A. Third in the states, but my great-great grandfather was a bootmaker in Germany. My grandfather got his master’s papers in 1921, but the reason that we figure we’re on our 100th anniversary is because when you go from apprentice to journeyman, as a journeyman, you can start a business on your own, but it’s not until you’re a master that you can hang a shingle. My grandfather moved over here [from Germany] in the ’20s. They moved to Intervale in the 1950s from Jamaica Plain, Mass. My grandfather holds the patent for the first ski boot made in the United States. Bob Lange, supposedly, dipped a pair of my grandfather’s boots in polymer to make the first plastic-style ski boot.
Q. So was it because of the rise of the plastic boot that you stopped making ski boots?
A. Yeah, that, and the hiking boots started to get pretty prolific up here, too. It was a combination of both. He didn’t want to go plastic, and the hiking boot really started to take off.
Q. How long have you, personally, been doing this?
A. This is my 45th year. I basically got right out of high school — I graduated a year before my class — spent six months in Europe and came back here and dabbled in a little bit of different trade and stepped back in here in late ’73.
Q. Did you have it in mind that you would be doing this, or did you have an epiphany in Europe? How did that all come about?
A. It’s kind of hard to say. I don’t know how I wound up back here, but I’m glad I did, you know.
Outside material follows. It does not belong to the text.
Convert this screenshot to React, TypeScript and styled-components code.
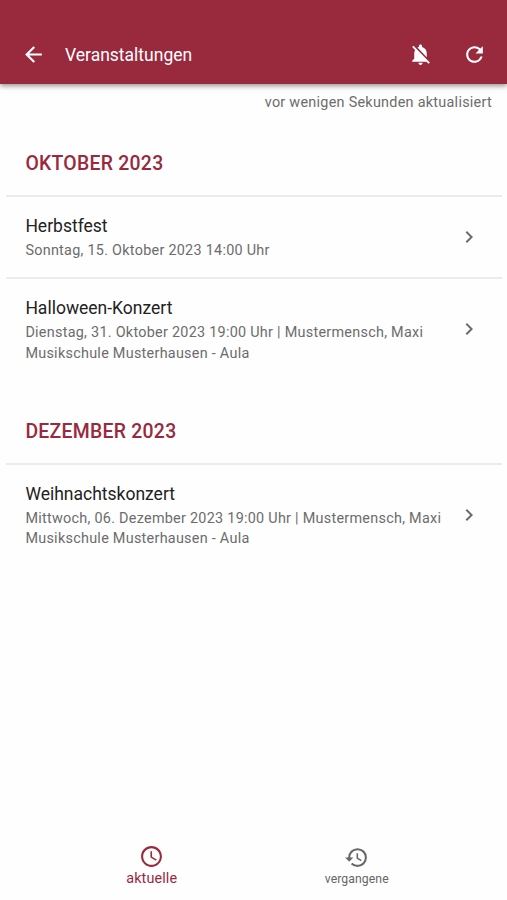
import React from "react";
import styled, { createGlobalStyle } from "styled-components";
import {
  MdArrowBack,
  MdNotificationsOff,
  MdRefresh,
  MdChevronRight,
  MdAccessTime,
  MdHistory,
} from "react-icons/md";

const accent = "#99293d";

const Global = createGlobalStyle`
  * { box-sizing: border-box; }
  body { margin: 0; background: #fff; font-family: Roboto, "Liberation Sans", sans-serif; }
  h1, h2, h3, p { margin: 0; padding: 0; font-weight: 400; }
`;

const Screen = styled.div`
  width: 507px;
  height: 900px;
  display: flex;
  flex-direction: column;
  background: #fefefe;
  overflow: hidden;
`;

const AppBar = styled.header`
  height: 84px;
  flex: none;
  padding: 25px 20px 0 20.5px;
  display: flex;
  align-items: center;
  background: ${accent};
  color: #fff;
  box-shadow: 0 2px 5px rgba(0, 0, 0, 0.42);
`;

const Title = styled.h1`
  flex: 1;
  margin-left: 19.5px;
  font-size: 17.5px;
  line-height: 24px;
`;

const IconButton = styled.button`
  display: flex;
  padding: 0;
  border: 0;
  background: none;
  color: inherit;
  & + & { margin-left: 29px; }
`;

const Updated = styled.p`
  padding: 9px 15px 0 0;
  text-align: right;
  font-size: 14.4px;
  line-height: 20px;
  letter-spacing: 0.27px;
  color: #6c6c6c;
`;

const Month = styled.section`
  margin: 39px 5px 0 6px;
  & + & { margin-top: 40px; }
`;

const MonthTitle = styled.h2`
  padding-left: 19.4px;
  height: 43px;
  font-size: 19.4px;
  line-height: 24px;
  font-weight: 500;
  letter-spacing: 0.27px;
  color: ${accent};
`;

const EventRow = styled.div`
  display: flex;
  align-items: center;
  padding: 16px 21px 15.4px 19.4px;
  border-top: 2px solid #ebebeb;
  color: #6c6c6c;
`;

const EventText = styled.div`
  flex: 1;
`;

const EventTitle = styled.h3`
  margin-bottom: 2px;
  font-size: 17.5px;
  line-height: 26px;
  color: #222;
`;

const Detail = styled.p`
  font-size: 14.4px;
  line-height: 20.6px;
  letter-spacing: 0.27px;
  color: #6c6c6c;
  white-space: nowrap;
`;

const Chevron = styled(MdChevronRight)`
  flex: none;
  margin-bottom: 1px;
`;

const TabBar = styled.nav`
  margin-top: auto;
  height: 64px;
  padding: 0 48px;
  display: grid;
  grid-template-columns: 1fr 1fr;
`;

const Tab = styled.button<{ $active?: boolean }>`
  display: flex;
  flex-direction: column;
  align-items: center;
  padding: ${(p) => (p.$active ? "8px 0 0 2px" : "9px 0 0 1px")};
  border: 0;
  background: none;
  font-family: inherit;
  font-size: ${(p) => (p.$active ? 14.4 : 12.2)}px;
  line-height: ${(p) => (p.$active ? 20 : 18)}px;
  letter-spacing: ${(p) => (p.$active ? 0.12 : 0.1)}px;
  color: ${(p) => (p.$active ? accent : "#666")};
`;

const months = [
  {
    name: "OKTOBER 2023",
    events: [
      { title: "Herbstfest", lines: ["Sonntag, 15. Oktober 2023 14:00 Uhr"] },
      {
        title: "Halloween-Konzert",
        lines: [
          "Dienstag, 31. Oktober 2023 19:00 Uhr | Mustermensch, Maxi",
          "Musikschule Musterhausen - Aula",
        ],
      },
    ],
  },
  {
    name: "DEZEMBER 2023",
    events: [
      {
        title: "Weihnachtskonzert",
        lines: [
          "Mittwoch, 06. Dezember 2023 19:00 Uhr | Mustermensch, Maxi",
          "Musikschule Musterhausen - Aula",
        ],
      },
    ],
  },
];

export default function App() {
  return (
    <Screen>
      <Global />
      <AppBar>
        <IconButton aria-label="Zurück"><MdArrowBack size={25} /></IconButton>
        <Title>Veranstaltungen</Title>
        <IconButton aria-label="Benachrichtigungen aus"><MdNotificationsOff size={25} /></IconButton>
        <IconButton aria-label="Aktualisieren"><MdRefresh size={25} /></IconButton>
      </AppBar>
      <Updated>vor wenigen Sekunden aktualisiert</Updated>
      {months.map((m) => (
        <Month key={m.name}>
          <MonthTitle>{m.name}</MonthTitle>
          {m.events.map((e) => (
            <EventRow key={e.title}>
              <EventText>
                <EventTitle>{e.title}</EventTitle>
                {e.lines.map((l) => <Detail key={l}>{l}</Detail>)}
              </EventText>
              <Chevron size={24} />
            </EventRow>
          ))}
        </Month>
      ))}
      <TabBar>
        <Tab $active><MdAccessTime size={25} />aktuelle</Tab>
        <Tab><MdHistory size={25} />vergangene</Tab>
      </TabBar>
    </Screen>
  );
}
I was never pushed into the business.
Q. What would you say is a reasonable lifespan for these boots?
A. I’d have to say that, on the repair rack, the average boot is 25 to 30 years old. But it depends on how you take care of them. You can buy the best car in the world, and not take care of it and it’s not going to last.
Q. How many times would you say a pair can be resoled?
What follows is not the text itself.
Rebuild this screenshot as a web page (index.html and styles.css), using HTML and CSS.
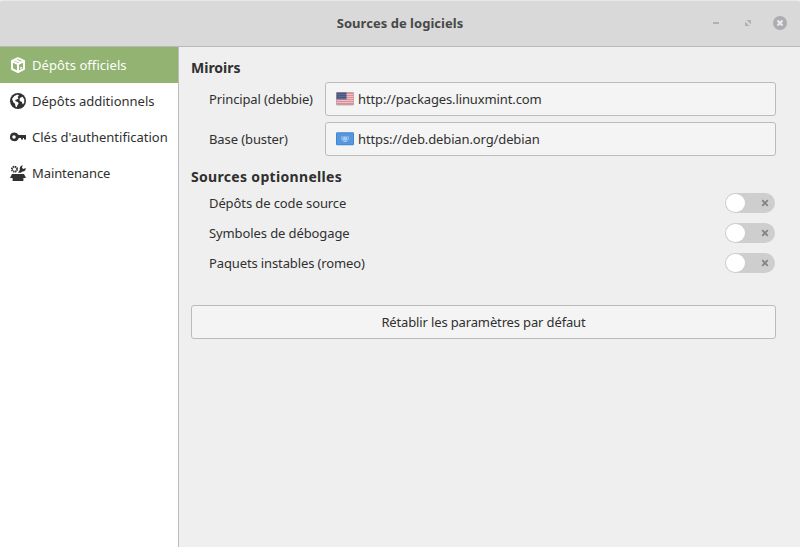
FILE: index.html
```html
<!DOCTYPE html>
<html lang="fr">
<head>
<meta charset="utf-8">
<title>Sources de logiciels</title>
<link rel="stylesheet" href="styles.css">
</head>
<body>
<div class="window">
  <header class="titlebar">
    <h1 class="title">Sources de logiciels</h1>
    <div class="controls">
      <svg width="14" height="14" viewBox="0 0 14 14"><path d="M4 6h6v2H4z" fill="#b0b1b5"/></svg>
      <svg width="14" height="14" viewBox="0 0 14 14"><path d="M5.5 4H10v4.5zM4 5.5V10h4.5z" fill="#b0b1b5"/></svg>
      <svg width="14" height="14" viewBox="0 0 14 14"><circle cx="7" cy="7" r="7" fill="#acadb2"/><path d="M4.5 4.5l5 5M9.5 4.5l-5 5" stroke="#e9e9e9" stroke-width="2.2"/></svg>
    </div>
  </header>
  <div class="body">
    <nav class="sidebar">
      <a class="item active">
        <svg width="16" height="16" viewBox="0 0 16 16" fill="none" stroke="currentColor" stroke-width="2" stroke-linejoin="round"><path d="M8 1.2L14 3.9V12L8 15 2 12V3.9zM2 4.2L8 7.2l6-3M8 7v8M5 2.8L11 5.6"/><path d="M10 11.4l2-1" stroke-width="1.4"/></svg>
        <span class="officiels">Dépôts officiels</span>
      </a>
      <a class="item">
        <svg width="16" height="16" viewBox="0 0 16 16"><circle cx="8" cy="8" r="8" fill="currentColor"/><path d="M2 6L4.3 3 7.6 1.6 9 2.5 7.5 4.1 8.7 5.2 6.7 6.6 5.2 7.1 5.6 8.3 7.7 9 8.7 10.6 7.4 12.3 6.8 14.3 5.5 13.5 5 10.8 3.3 9.2zM10.2 4.7L12.6 3.7 14.3 6.6 14.2 9.8 12.8 11.4 11.7 8.8 9.8 8.1 9.4 6.2z" fill="#fff"/></svg>
        <span>Dépôts additionnels</span>
      </a>
      <a class="item">
        <svg width="16" height="16" viewBox="0 0 16 16"><path fill="currentColor" fill-rule="evenodd" d="M4.5 3.5A4.5 4.5 0 0 1 8.6 6H16v4.6h-2V9h-1v1.6h-2V9H8.8A4.5 4.3 0 1 1 4.5 3.5zM4 6.2a1.8 1.8 0 1 0 0 3.6 1.8 1.8 0 0 0 0-3.6z"/></svg>
        <span>Clés d'authentification</span>
      </a>
      <a class="item">
        <svg width="16" height="16" viewBox="0 0 16 16"><circle cx="4.5" cy="4.2" r="2.8" fill="none" stroke="currentColor" stroke-width="1.5" stroke-dasharray="1.4 .8"/><circle cx="4.5" cy="4.2" r="2.1" fill="none" stroke="currentColor" stroke-width=".7"/><path fill="currentColor" d="M12.8.3L11.9 2.7 13.2 4 15.7 2.9C16 5.2 14.3 6.8 12.3 6.4L10.8 7.8H8L9.8 4.9C9.3 2.6 10.5.7 12.8.3zM2 9h12l2 4h-2.6v3H2.6v-3H0z"/></svg>
        <span class="maintenance">Maintenance</span>
      </a>
    </nav>
    <main class="content">
      <h2 class="heading">Miroirs</h2>
      <div class="mirrors">
        <span class="principal">Principal (debbie)</span>
        <button class="field">
          <svg width="18" height="14" viewBox="0 0 18 14"><rect width="18" height="13.5" rx="1.2" fill="#b9b6bb"/><rect x=".5" y=".5" width="17" height="12.2" rx=".7" fill="#dc8f96"/><path d="M1 2.5h16M1 4.5h16M1 6.5h16M1 8.5h16M1 10.5h16" stroke="#e7cdd1" stroke-width=".8"/><rect x=".5" y=".5" width="10" height="6.8" fill="#475785"/><path d="M1.5 2.5h8.5M2.5 4.5h7M1.5 6.5h8.5" stroke="#73809f" stroke-dasharray="1 1"/></svg>
          <span class="http">http://packages.linuxmint.com</span>
        </button>
        <span class="base">Base (buster)</span>
        <button class="field">
          <svg width="18" height="14" viewBox="0 0 18 14"><rect y=".3" width="18" height="13" rx="1.2" fill="#3f86d3"/><rect x="1" y="1.3" width="16" height="11" fill="#5797df"/><circle cx="9" cy="6.5" r="2.3" fill="#a5c9ef"/><path d="M6.4 4C4.8 6.2 6.2 9.2 9 9.7c2.8-.5 4.2-3.5 2.6-5.7" fill="none" stroke="#b4d2f2" stroke-width=".9"/></svg>
          <span class="https">https://deb.debian.org/debian</span>
        </button>
      </div>
      <h2 class="heading second">Sources optionnelles</h2>
      <div class="option"><span class="code">Dépôts de code source</span><span class="switch"><svg width="8" height="8" viewBox="0 0 8 8"><path d="M1.2 1.2l5.6 5.6M6.8 1.2L1.2 6.8"/></svg></span></div>
      <div class="option"><span class="symboles">Symboles de débogage</span><span class="switch"><svg width="8" height="8" viewBox="0 0 8 8"><path d="M1.2 1.2l5.6 5.6M6.8 1.2L1.2 6.8"/></svg></span></div>
      <div class="option"><span class="paquets">Paquets instables (romeo)</span><span class="switch"><svg width="8" height="8" viewBox="0 0 8 8"><path d="M1.2 1.2l5.6 5.6M6.8 1.2L1.2 6.8"/></svg></span></div>
      <button class="reset">Rétablir les paramètres par défaut</button>
    </main>
  </div>
</div>
</body>
</html>
```
FILE: styles.css
```css
* { box-sizing: border-box; }
body { margin: 0; background: #efefef; color: #303030; font: 13px/18px "Noto Sans", sans-serif; overflow: hidden; }
h1, h2 { margin: 0; font-weight: 700; white-space: nowrap; }
button { font: inherit; color: inherit; background: #f4f4f4; border: 1px solid #bbb; border-radius: 3px; padding: 0; }
svg { display: block; flex: none; }
span { white-space: nowrap; }
.window { height: 547px; display: flex; flex-direction: column; }
.titlebar { height: 47px; flex: none; display: grid; grid-template-columns: 1fr auto 1fr; align-items: center; background: #d9d9d9; border-top: 1px solid #e9e9e9; border-bottom: 1px solid #b9b9b9; border-radius: 3px 3px 0 0; padding-bottom: 2px; }
.title { grid-column: 2; font-size: 13px; line-height: 18px; color: #484848; letter-spacing: .03px; }
.controls { display: flex; justify-content: flex-end; gap: 18px; padding-right: 13px; }
.body { flex: 1; display: flex; min-height: 0; }
.sidebar { width: 179px; flex: none; background: #fff; border-right: 1px solid #bbb; }
.item { height: 36px; display: flex; align-items: center; gap: 6px; padding-left: 10px; }
.active { background: #92b372; color: #fff; }
.officiels { letter-spacing: .06px; }
.maintenance { letter-spacing: -.1px; }
.content { flex: 1; padding: 12px 24px 0 12px; }
.heading { font-size: 14px; line-height: 18px; height: 23px; }
.mirrors { display: grid; grid-template-columns: 116px 1fr; grid-auto-rows: 34px; row-gap: 6px; align-items: center; padding-left: 18px; }
.field { height: 34px; display: flex; align-items: center; gap: 4.5px; padding-left: 9.5px; text-align: left; }
.principal { letter-spacing: -.12px; }
.base { letter-spacing: -.1px; }
.http, .https { letter-spacing: -.12px; }
.second { margin-top: 12px; height: 20px; letter-spacing: .32px; }
.option { height: 30px; padding: 0 1px 0 18px; display: flex; align-items: center; justify-content: space-between; }
.code, .symboles { letter-spacing: -.1px; }
.paquets { letter-spacing: -.12px; }
.switch { width: 50px; height: 20px; border-radius: 10px; background: #cecece; display: flex; align-items: center; justify-content: space-between; padding: 0 6px 0 1px; }
.switch::before { content: ""; width: 18.5px; height: 18.5px; border-radius: 50%; background: #fff; }
.switch path { stroke: #838383; stroke-width: 1.7; }
.reset { display: block; width: 100%; height: 34px; margin-top: 27px; letter-spacing: -.14px; }
```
A. We say that you can resole them, probably, three or four times with midsoles. If they come in early enough so that they don’t get into the midsole, we can replace just the outer soles. This one guy’s got five outer soles on his first midsole, so, if he’s prudent that way, he might have 20 sets of soles on his boots by the time they have to be retired.
Q. The one-piece construction — is that unique to Limmers?
A. Back in the day, I think it was probably the norm, but it’s a very expensive way to produce a boot. The bigger the pattern is for the upper, the more waste there is, because they don’t knit together quite as well. That’s why [large manufacturers] have gone to componentized. They’ll give a designer a two-foot-square piece of leather and see if they can make a boot out of it. You can do it, but you’re going to have pieces. My mom was the one that cut leather here, and she always said that that’s where the profit margin was. A lot of times, I’ll take a hide and I’ll weigh it in before I start cutting it, and I’ll weigh the waste out to see what my percent ratio is.
Q. Does leather have a grain the way wood does? The way granite does?
A. The way granite does more so than wood, I think. It’s really hard to read. You’re going to look at both sides of it because of the finish, the temper. Most of the best leather comes right off the backbone. And then the farther you get down, just like us, this gets a little softer. This is probably the best piece [pats his rump] but that’s where they put the biggest brand, too. If cowboys started wearing glasses, they’d be able to sell more leather, instead of being able to see their brand a half a mile away. Once leather is burned, it’s not a viable piece of leather anymore.
Q. You have two boys. Apparently, they don’t have any interest in taking on the business.
A. No. I never tried to push them into it, just like my dad never pushed me into this. We sent them to college and they went off and started their own business, and they’re very lucrative at this point. I’m proud of them. [Adam Lane-Olsen has been apprenticing with Limmer, working in the shop alongside him for more than three years. The plan is for Lane-Olsen to take over the business when Limmer, 63, eventually retires.]
Q: How long does it take to learn how to do this?
A. I’d have to say that I’m still learning. And I look forward to challenges. If I had a nickel for every time I’ve heard somebody say, ‘I’m going to have the weirdest feet you’ve ever seen,’ it’s like, ‘Bring it on.’
Q. The way the custom boot works — do you come in, have your foot traced, and you actually get the boot made to your specifications?
A. Yeah. That’s the only way that we offer a 100% satisfaction guarantee.
Q. What do you think it is that makes these boots so legendary?
A. I think it’s just that we’ve been around long enough. We’ve never changed anything, we’ve never tried to follow suit.
Q. Do you get people dropping in unannounced because they’re on a pilgrimage?
A. Yup, yup. I’ve had somebody come in, actually, for a final tracing from as far away as Tasmania, which is impressive. I mean, that humbles me, to have someone fly 30 hours to have a boot built. When we build a boot, we build it to within 2 millimeters of a person’s foot shape. That relates to almost a five-pound weight gain or loss in an 18-month period.
Q. How many pairs of boots do you figure you’ve put together in your lifetime?
A. I’d have to say that my average, when I was doing solo, was 200 pair a year. When I started in here, we had a six-person workforce in the family, so we cranked out a lot more boots. We were getting up to, maybe, 800 pair a year, and as everybody passed on and moved on, it got slower. I’m glad I grew up European. I’ve always lived inside my means. Slow and steady, that’s what it is. What’s different in my perception of being the owner of the business: I’ve always considered myself to be the curator. The business has always been my partner. You’re always putting stuff back into the business to try to keep it viable.
Q. Do you see yourself as a steward of the business, a steward of the craft, a steward of the family heritage?
A. The heritage, for the most part, and with that, it’s the craft, too.